SET TASK: All lines holding the string "this" are to be shown.

MATERIAL PROVIDED:

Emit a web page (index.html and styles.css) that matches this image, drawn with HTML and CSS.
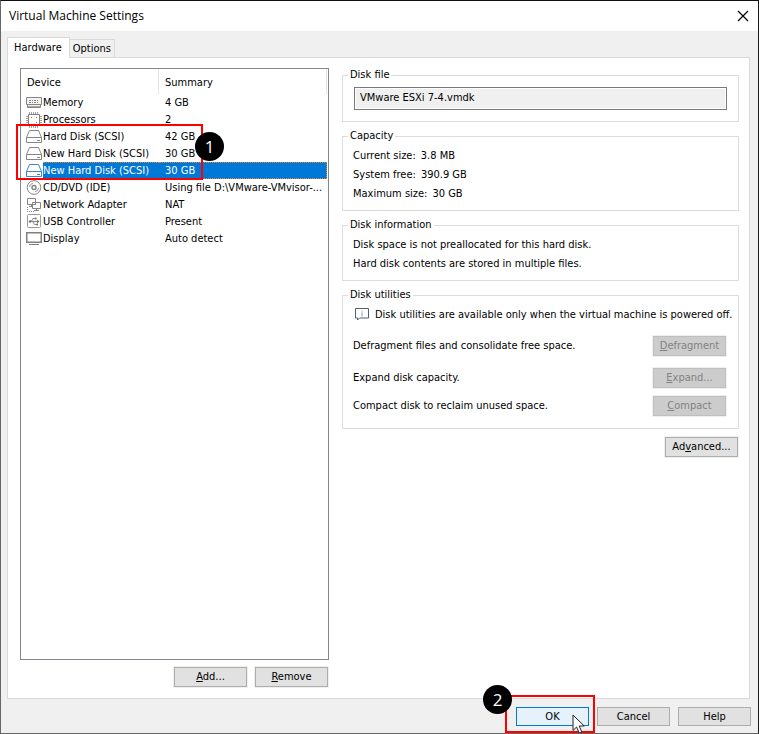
FILE: index.html
```html
<!DOCTYPE html>
<html lang="en">
<head>
<meta charset="utf-8">
<title>Virtual Machine Settings</title>
<link rel="stylesheet" href="styles.css">
</head>
<body>
<main class="window">
  <header class="titlebar">
    <h1 class="title">Virtual Machine Settings</h1>
    <button class="close" type="button" aria-label="Close">
      <svg width="12" height="12" viewBox="0 0 12 12"><path d="M1 1l10 10M11 1L1 11" stroke="#000" stroke-width="1.2" fill="none"/></svg>
    </button>
  </header>

  <div class="tabs" role="tablist">
    <button class="tab tab-active" type="button" role="tab" aria-selected="true">Hardware</button>
    <button class="tab" type="button" role="tab" aria-selected="false">Options</button>
  </div>

  <div class="panel" role="tabpanel">
    <section class="devices">
      <div class="list">
        <table class="table">
          <colgroup><col class="col-device"><col></colgroup>
          <thead>
            <tr><th>Device</th><th>Summary</th></tr>
          </thead>
          <tbody>
            <tr>
              <td><span class="device"><svg class="icon" viewBox="0 0 16 16"><path d="M.5 2.500h15v7H.5zM1.500 9.500v3h13v-3" fill="#f2f2f2" stroke="#858585"/><path d="M3 5.500h10M3 7.500h10" stroke="#858585" stroke-dasharray="2 1 1 1" fill="none"/><path d="M2 11.500h12" stroke="#a8a8a8"/></svg><span class="name">Memory</span></span></td>
              <td>4 GB</td>
            </tr>
            <tr>
              <td><span class="device"><svg class="icon" viewBox="0 0 16 16"><path d="M3.500 0v16M5.500 0v16M7.500 0v16M9.500 0v16M11.500 0v16M0 4.500h16M0 6.500h16M0 8.500h16M0 10.500h16M0 12.500h16" stroke="#a0a0a0" fill="none"/><path d="M2.500 2.500h11v11h-11z" fill="#fff" stroke="#808080"/><path d="M5 5h1v1H5zM10 10h1v1h-1zM10 5h1v1h-1z" fill="#777"/></svg><span class="name">Processors</span></span></td>
              <td>2</td>
            </tr>
            <tr>
              <td><span class="device"><svg class="icon" viewBox="0 0 16 16"><path d="M3.500 1.500h9l3 7v5H.5v-5z" fill="#fff" stroke="#858585"/><path d="M.5 8.500h15" stroke="#858585"/><path d="M11 11.500h3" stroke="#858585"/></svg><span class="name">Hard Disk (SCSI)</span></span></td>
              <td>42 GB</td>
            </tr>
            <tr>
              <td><span class="device"><svg class="icon" viewBox="0 0 16 16"><path d="M3.500 1.500h9l3 7v5H.5v-5z" fill="#fff" stroke="#858585"/><path d="M.5 8.500h15" stroke="#858585"/><path d="M11 11.500h3" stroke="#858585"/></svg><span class="name">New Hard Disk (SCSI)</span></span></td>
              <td>30 GB</td>
            </tr>
            <tr class="selected" aria-selected="true">
              <td><span class="device"><svg class="icon" viewBox="0 0 16 16"><path d="M3.500 1.500h9l3 7v5H.5v-5z" fill="#fff" stroke="#3c88c8"/><path d="M.5 8.500h15" stroke="#3c88c8"/><path d="M11 11.500h3" stroke="#3c88c8"/></svg><span class="name">New Hard Disk (SCSI)</span></span></td>
              <td>30 GB</td>
            </tr>
            <tr>
              <td><span class="device"><svg class="icon" viewBox="0 0 16 16"><circle cx="8" cy="7.500" r="6.800" fill="#fff" stroke="#858585"/><circle cx="8" cy="7.500" r="2" fill="none" stroke="#858585" stroke-width="1.400"/><path d="M3.500 7A4.500 4.500 0 0 1 7 3.200M12.500 8A4.500 4.500 0 0 1 9 11.800" fill="none" stroke="#999"/></svg><span class="name">CD/DVD (IDE)</span></span></td>
              <td>Using file D:\VMware-VMvisor-...</td>
            </tr>
            <tr>
              <td><span class="device"><svg class="icon" viewBox="0 0 16 16"><path d="M1.500 1.500h8v6h-8zM3 9.500h4M5.500 7.500v2M6.500 5.500h8v6h-8zM10.500 11.500v2M8 13.500h5" fill="#fff" stroke="#858585"/><path d="M1.500 10v4.500H8" fill="none" stroke="#858585" stroke-dasharray="1 1"/></svg><span class="name">Network Adapter</span></span></td>
              <td>NAT</td>
            </tr>
            <tr>
              <td><span class="device"><svg class="icon" viewBox="0 0 16 16"><rect x="1.500" y=".5" width="13" height="13" rx="1" fill="#fff" stroke="#999"/><path d="M4 7.500h8M5.500 7l1.500-2.500h2M7 8l1.500 2.500H11" fill="none" stroke="#858585"/><path d="M11 5.500l2.500 2-2.500 2zM9 3.500h1.500v2H9zM10.500 9.500H12v2h-1.500z" fill="#777"/><circle cx="4" cy="7.500" r="1.300" fill="#777"/></svg><span class="name">USB Controller</span></span></td>
              <td>Present</td>
            </tr>
            <tr>
              <td><span class="device"><svg class="icon" viewBox="0 0 16 16"><path d="M.75 1.750h14.500v9.500H.75z" fill="#fff" stroke="#808080" stroke-width="1.500"/><path d="M3 13.500h10" stroke="#808080"/></svg><span class="name">Display</span></span></td>
              <td>Auto detect</td>
            </tr>
          </tbody>
        </table>
        <div class="callout callout-disks"><span class="badge">1</span></div>
      </div>
      <div class="actions">
        <button class="btn" type="button"><u>A</u>dd...</button>
        <button class="btn" type="button"><u>R</u>emove</button>
      </div>
    </section>

    <section class="details">
      <fieldset class="group group-file">
        <legend>Disk file</legend>
        <input class="file" type="text" readonly aria-label="Disk file" value="VMware ESXi 7-4.vmdk">
      </fieldset>
      <fieldset class="group">
        <legend>Capacity</legend>
        <p><span>Current size:</span><span>3.8 MB</span></p>
        <p><span>System free:</span><span>390.9 GB</span></p>
        <p><span>Maximum size:</span><span>30 GB</span></p>
      </fieldset>
      <fieldset class="group">
        <legend>Disk information</legend>
        <p>Disk space is not preallocated for this hard disk.</p>
        <p>Hard disk contents are stored in multiple files.</p>
      </fieldset>
      <fieldset class="group group-utilities">
        <legend>Disk utilities</legend>
        <p class="note"><svg class="info" width="14" height="13" viewBox="0 0 14 13"><path d="M.5.5h13v9.500h-9l-2 2v-2h-2z" fill="#fff" stroke="#4f5f6f"/><path d="M7 2.500v1M7 4.500v4" stroke="#8a949e"/></svg>Disk utilities are available only when the virtual machine is powered off.</p>
        <div class="utility"><span>Defragment files and consolidate free space.</span><button class="btn" type="button" disabled><u>D</u>efragment</button></div>
        <div class="utility"><span>Expand disk capacity.</span><button class="btn" type="button" disabled><u>E</u>xpand...</button></div>
        <div class="utility utility-last"><span>Compact disk to reclaim unused space.</span><button class="btn" type="button" disabled><u>C</u>ompact</button></div>
      </fieldset>
      <button class="btn advanced" type="button">Ad<u>v</u>anced...</button>
    </section>
  </div>

  <footer class="footer">
    <div class="confirm">
      <button class="btn btn-default" type="button">OK</button>
      <div class="callout callout-ok"><span class="badge">2</span></div>
      <svg class="cursor" width="14" height="20" viewBox="0 0 14 20"><path d="M1 1v15.500l3.600-3.500 2.600 6 2.600-1.100-2.600-5.900h5z" fill="#fff" stroke="#222"/></svg>
    </div>
    <button class="btn" type="button">Cancel</button>
    <button class="btn" type="button">Help</button>
  </footer>
</main>
</body>
</html>
```
FILE: styles.css
```css
* {
  box-sizing: border-box;
}

body {
  margin: 0;
  color: #000;
  font: 11px/14px "DejaVu Sans Condensed", "Noto Sans", sans-serif;
}

button,
input {
  color: inherit;
  font: inherit;
}

.window {
  display: flex;
  flex-direction: column;
  min-height: 100vh;
  border: 1px solid #666;
  border-top-color: #111;
  border-right-color: #1a1a1a;
  background: #f0f0f0;
  overflow: hidden;
}

.titlebar {
  display: flex;
  align-items: center;
  justify-content: space-between;
  height: 30px;
  padding: 0 8px;
  background: #fff;
}

.title {
  margin: 0;
  font: 12px/16px "Open Sans", "Noto Sans", sans-serif;
}

.close {
  display: flex;
  padding: 1px;
  border: 0;
  background: none;
}

.tabs {
  display: flex;
  align-items: flex-end;
  margin-top: 6px;
  padding: 0 6px;
}

.tab {
  height: 18px;
  padding: 1px 3px 0;
  border: 1px solid #d9d9d9;
  border-width: 1px 1px 0 0;
  background: #f0f0f0;
}

.tab-active {
  z-index: 1;
  height: 21px;
  margin-bottom: -1px;
  padding: 0 7px 1px 6px;
  border-left-width: 1px;
  background: #fff;
}

.panel {
  display: flex;
  flex: 1;
  gap: 13px;
  margin: 0 8px 0 6px;
  padding: 10px 10px 10px 12px;
  border: 1px solid #d9d9d9;
  background: #fff;
}

.devices {
  display: flex;
  flex-direction: column;
  flex: 309 1 0;
  min-width: 0;
}

.list {
  position: relative;
  flex: 1;
  padding-right: 1px;
  border: 1px solid #828790;
}

.table {
  width: 100%;
  border-collapse: separate;
  border-spacing: 0;
  table-layout: fixed;
}

.col-device {
  width: 138px;
}

th {
  height: 25px;
  padding: 2px 6px 0;
  border-right: 1px solid #e5e5e5;
  font-weight: 400;
  text-align: left;
}

td {
  height: 17px;
  padding: 1px 0 1px 6px;
  line-height: 15px;
  white-space: nowrap;
}

td:first-child {
  padding: 0 0 0 5px;
}

.device {
  display: flex;
  align-items: center;
  gap: 1px;
}

.name {
  flex: 1;
  padding: 1px 0;
}

.icon {
  flex: none;
  width: 16px;
  height: 16px;
}

.selected {
  color: #fff;
}

.selected .name,
.selected td:last-child {
  padding-top: 0;
  padding-bottom: 0;
  border: 1px dotted #e8872b;
  border-width: 1px 0;
  background: #0078d7;
}

.selected td:last-child {
  border-right-width: 1px;
}

.actions {
  display: flex;
  justify-content: flex-end;
  gap: 8px;
  padding: 7px 1px 1px 0;
}

.btn {
  width: 73px;
  height: 20px;
  padding: 0;
  border: 1px solid #adadad;
  outline: 1px solid #f0f0f0;
  background: #e1e1e1;
  text-align: center;
}

.btn:disabled {
  border-color: #bfbfbf;
  background: #ccc;
  color: #838383;
}

.btn-default {
  border-color: #0078d7;
  background: #e5f1fb;
}

.details {
  display: flex;
  flex-direction: column;
  flex: 397 1 0;
  gap: 7px;
  min-width: 0;
}

.group {
  min-width: 0;
  margin: 0;
  padding: 3px 10px 7px;
  border: 1px solid #dcdcdc;
}

.group legend {
  margin-left: -5px;
  padding: 0 2px;
}

.group p {
  display: flex;
  gap: 5px;
  margin: 0;
  line-height: 19px;
}

.group-file {
  padding: 5px 11px 11px;
}

.group-file legend {
  margin-left: -6px;
}

.file {
  display: block;
  width: 100%;
  height: 23px;
  padding: 0 5px 2px;
  border: 1px solid #7a7a7a;
  box-shadow: inset 0 0 0 1px #fff;
  background: #f0f0f0;
}

.group-utilities {
  padding-bottom: 12px;
}

.group .note {
  align-items: center;
  gap: 6px;
  white-space: nowrap;
}

.info {
  flex: none;
  margin-left: 2px;
}

.utility {
  display: flex;
  align-items: center;
  justify-content: space-between;
  margin-top: 12px;
  padding-right: 2px;
}

.utility-last {
  margin-top: 8px;
}

.advanced {
  align-self: flex-end;
  margin: 1px 1px 0 0;
}

.footer {
  display: flex;
  justify-content: flex-end;
  gap: 8px;
  padding: 8px 7px 7px;
}

.footer .btn {
  display: block;
  height: 19px;
}

.confirm {
  position: relative;
}

.callout {
  position: absolute;
  border: 2px solid #f00;
  pointer-events: none;
}

.callout-disks {
  top: 55px;
  left: -5px;
  width: 187px;
  height: 56px;
}

.callout-ok {
  inset: -12px -6px -7px -11px;
}

.badge {
  position: absolute;
  display: grid;
  place-items: center;
  width: 29px;
  height: 29px;
  border-radius: 50%;
  background: #000;
  color: #fff;
  font: 17px/20px "Open Sans", sans-serif;
}

.callout-disks .badge {
  top: 6px;
  right: -23px;
}

.callout-ok .badge {
  top: -12px;
  left: -24px;
}

.cursor {
  position: absolute;
  top: 7px;
  right: 3px;
}
```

SOLUTION BELOW:
Emit a web page (index.html and styles.css) that matches this image, drawn with HTML and CSS.
        <p>Disk space is not preallocated for this hard disk.</p>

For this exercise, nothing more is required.